Good practical design and solid construction have stood the test of time, says Diane Pinter, proud owner of an Edward Palmer home at 10 Flagship Road (designed about 1918 before he became partners with Lamdin), where she lives with her husband, Frank, and daughters, Bethany and Katie.
"I realize that even though these homes are modest, they are good-looking and charming," says Mrs. Pinter, a founding member and vice chairman of the Greening of Dundalk, an organization that has planted 1,000 new trees since 1989. "They have slate roofs and maintenance-free stucco walls. We have porches.
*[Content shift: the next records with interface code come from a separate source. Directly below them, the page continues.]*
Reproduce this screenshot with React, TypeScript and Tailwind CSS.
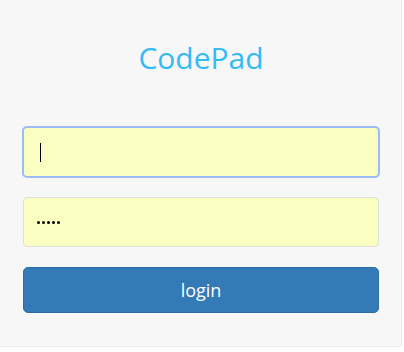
import React from "react"

export default function App() {
  return (
    <div className="min-h-[352px] w-[404px] bg-white font-['Open_Sans',sans-serif]">
      <div className="flex h-[347px] w-[402px] flex-col rounded-br-[3px] border-r border-b border-[#ececec] bg-[#f7f7f7] pr-[22px] pl-[23px]">
        <h1 className="mt-[38px] text-center text-[30px] leading-[40px] font-normal text-[#33bbf5]">
          CodePad
        </h1>

        <form className="mt-[49px] flex flex-col gap-5" onSubmit={(e) => e.preventDefault()}>
          {/* focused username field */}
          <div className="relative flex h-[50px] items-center rounded-[4px] bg-[#fafec0] pl-[17px] outline-2 outline-offset-[-1px] outline-[#9cbcf5]">
            <span className="h-[19px] w-px bg-black" />
          </div>

          <div className="flex h-[50px] items-center rounded-[4px] border border-[#dedede] bg-[#fafec0] pl-[13px]">
            <div className="flex gap-[2px]">
              {[0, 1, 2, 3, 4].map((i) => (
                <span key={i} className="size-[3px] rounded-full bg-black" />
              ))}
            </div>
          </div>

          <button
            type="submit"
            className="h-[46px] rounded-[5px] border border-[#2e6da4] bg-[#337ab7] text-[18px] text-white"
          >
            login
          </button>
        </form>
      </div>
    </div>
  )
}
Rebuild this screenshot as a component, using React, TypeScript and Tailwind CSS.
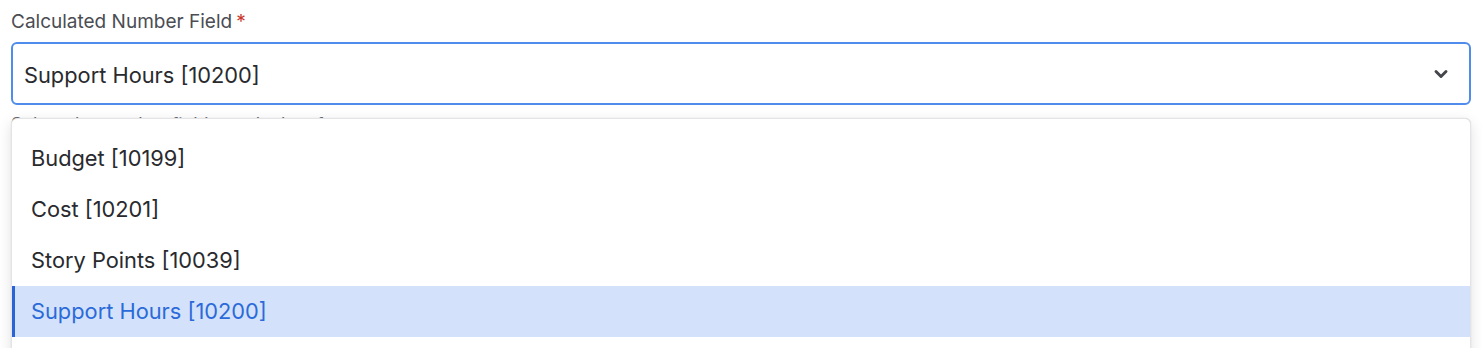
import { ChevronDown } from 'lucide-react';

const options = [
  { label: 'Budget [10199]', selected: false },
  { label: 'Cost [10201]', selected: false },
  { label: 'Story Points [10039]', selected: false },
  { label: 'Support Hours [10200]', selected: true },
];

export default function App() {
  return (
    <div className="w-[1482px] h-[348px] overflow-hidden bg-white px-[11px] pt-[10px] font-['Inter',sans-serif]">
      <label className="flex items-center h-[24px] text-[19px] text-[#4b4d53]">
        Calculated Number Field
        <span className="ml-[4px] text-[#c9372c]">*</span>
      </label>

      <div className="relative mt-[8px]">
        <div className="flex items-center justify-between h-[63px] border-2 border-[#4f8ceb] rounded-[6px] pl-[11px] pr-[18px]">
          <span className="text-[21.8px] leading-[28px] pt-[2px] text-[#292a2e]">Support Hours [10200]</span>
          <ChevronDown className="w-[20px] h-[20px] text-[#44464b]" strokeWidth={3.5} />
        </div>

        <p className="mt-[9px] text-[18px] leading-[22px] text-[#6b6e76]">
          Select the number field to calculate from
        </p>

        {/* Open listbox */}
        <div className="absolute left-0 right-0 top-[76px] h-[300px] bg-white rounded-[6px] border border-[#e4e4e6] shadow-[0_4px_14px_rgba(0,0,0,0.12),0_0_1px_rgba(0,0,0,0.2)] pt-[14px]">
          {options.map((o) => (
            <div
              key={o.label}
              className={
                o.selected
                  ? 'flex items-center h-[51px] pl-[16px] border-l-[3px] border-[#2a63d6] bg-[#d3e2fa] text-[21.8px] text-[#2b6ad9]'
                  : 'flex items-center h-[51px] pl-[19px] text-[21.8px] text-[#292a2e]'
              }
            >
              {o.label}
            </div>
          ))}
        </div>
      </div>
    </div>
  );
}
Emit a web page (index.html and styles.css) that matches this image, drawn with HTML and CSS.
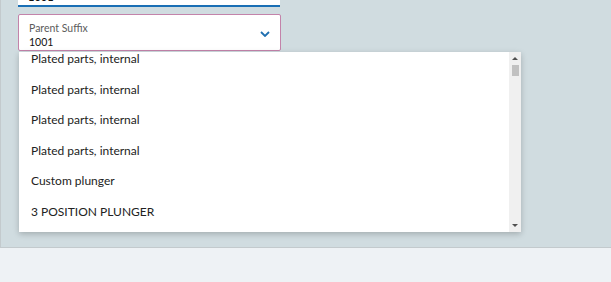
FILE: index.html
```html
<!DOCTYPE html>
<html lang="en">

<head>
    <meta charset="UTF-8">
    <title>Parent Suffix</title>
    <link rel="stylesheet" href="styles.css">
</head>

<body>
    <div class="panel">
        <div class="field-top">
            <span class="top-value">1001</span>
        </div>

        <div class="select-field">
            <div class="select-text">
                <span class="select-label">Parent Suffix</span>
                <span class="select-value">1001</span>
            </div>
            <svg class="chevron" width="10" height="6" viewBox="0 0 10 6">
                <path d="M1 1 L5 5 L9 1" fill="none" stroke="#1f6fb0" stroke-width="1.8" />
            </svg>
        </div>

        <div class="dropdown">
            <ul class="options">
                <li>Plated parts, internal</li>
                <li>Plated parts, internal</li>
                <li>Plated parts, internal</li>
                <li>Plated parts, internal</li>
                <li>Custom plunger</li>
                <li>3 POSITION PLUNGER</li>
            </ul>
            <div class="scrollbar">
                <span class="arrow-up"></span>
                <span class="thumb"></span>
                <span class="spacer"></span>
                <span class="arrow-down"></span>
            </div>
        </div>
    </div>
    <div class="footer"></div>
</body>

</html>
```

FILE: styles.css
```css
body {
    margin: 0;
    padding: 0;
    font-family: Lato, "Open Sans", sans-serif;
    background-color: #eef2f5;
    overflow: hidden;
}

.panel {
    background-color: #d0dce0;
    border-left: 1px solid #c3cacd;
    border-bottom: 1px solid #c3cacd;
    box-sizing: border-box;
    height: 248px;
    padding-left: 17px;
    position: relative;
}

.field-top {
    width: 262px;
    height: 7px;
    background-color: #fff;
    border-bottom: 2px solid #1a6fb5;
    box-sizing: border-box;
    overflow: hidden;
    padding-left: 10px;
}

.top-value {
    display: block;
    font-size: 11px;
    font-weight: bold;
    color: #111;
    margin-top: -9px;
    line-height: 12px;
}

.select-field {
    margin-top: 7px;
    width: 263px;
    height: 37px;
    background-color: #fff;
    border: 1px solid #c383aa;
    border-radius: 2px;
    box-sizing: border-box;
    display: flex;
    align-items: center;
    justify-content: space-between;
    padding: 0 10px 0 10px;
}

.select-text {
    display: flex;
    flex-direction: column;
}

.select-label {
    font-size: 10.5px;
    color: #5c5c5c;
    line-height: 13px;
    margin-top: 5px;
}

.select-value {
    font-size: 10.5px;
    color: #111;
    line-height: 13px;
    margin-top: 1px;
}

.chevron {
    margin-top: 2px;
}

.dropdown {
    position: absolute;
    top: 52px;
    left: 18px;
    width: 502px;
    height: 180px;
    background-color: #fff;
    box-shadow: 0 2px 6px rgba(0, 0, 0, 0.22);
    display: flex;
    overflow: hidden;
}

.options {
    flex: 1;
    list-style: none;
    margin: -8px 0 0 0;
    padding: 0;
}

.options li {
    height: 30.6px;
    line-height: 30.6px;
    padding-left: 12px;
    font-size: 12px;
    color: #222;
    white-space: nowrap;
}

.scrollbar {
    width: 12px;
    background-color: #f0f0f0;
    display: flex;
    flex-direction: column;
    align-items: center;
}

.arrow-up {
    width: 0;
    height: 0;
    margin-top: 5px;
    border-left: 3px solid transparent;
    border-right: 3px solid transparent;
    border-bottom: 3px solid #505050;
}

.thumb {
    width: 7px;
    height: 11px;
    margin-top: 5px;
    background-color: #c1c1c1;
}

.spacer {
    flex: 1;
}

.arrow-down {
    width: 0;
    height: 0;
    margin-bottom: 5px;
    border-left: 3px solid transparent;
    border-right: 3px solid transparent;
    border-top: 3px solid #505050;
}

.footer {
    height: 34px;
}
```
When I go into a newly developed community, there are no porches. Porches allow people to sit and wave to their neighbors."
Her home is one of hundreds that are all very similar, but seem different because of their configurations in groups. Palmer and Lamdin were often recognized as specialists in site-planning, a quality much in evidence along the streets of Dundalk.
The Olmsted Brothers, the noted landscape architects, designed the streets and general layout of the community, which has a central Palmer-Lamdin-designed shopping plaza. Its design was immediately acclaimed. The Sun called the neighborhood "A miniature Roland Park, . . . a picturesque mass of high pitched roofs and gables."
TALK AND TOUR
What: Lecture and slide show on the work of architects Edward L. Palmer and William D. Lamdin
When: 7 tonight
Where: Evergreen Theatre, Johns Hopkins University, 4545 N. Charles St.
Admission: $5.
What: Tour of six Palmer and Lamdin houses in Guilford
When: Meet at Evergreen Theatre at 1 p.m. Saturday. Tour returns at 4 p.m. for tea and a showing of Palmer and Lamdin drawings.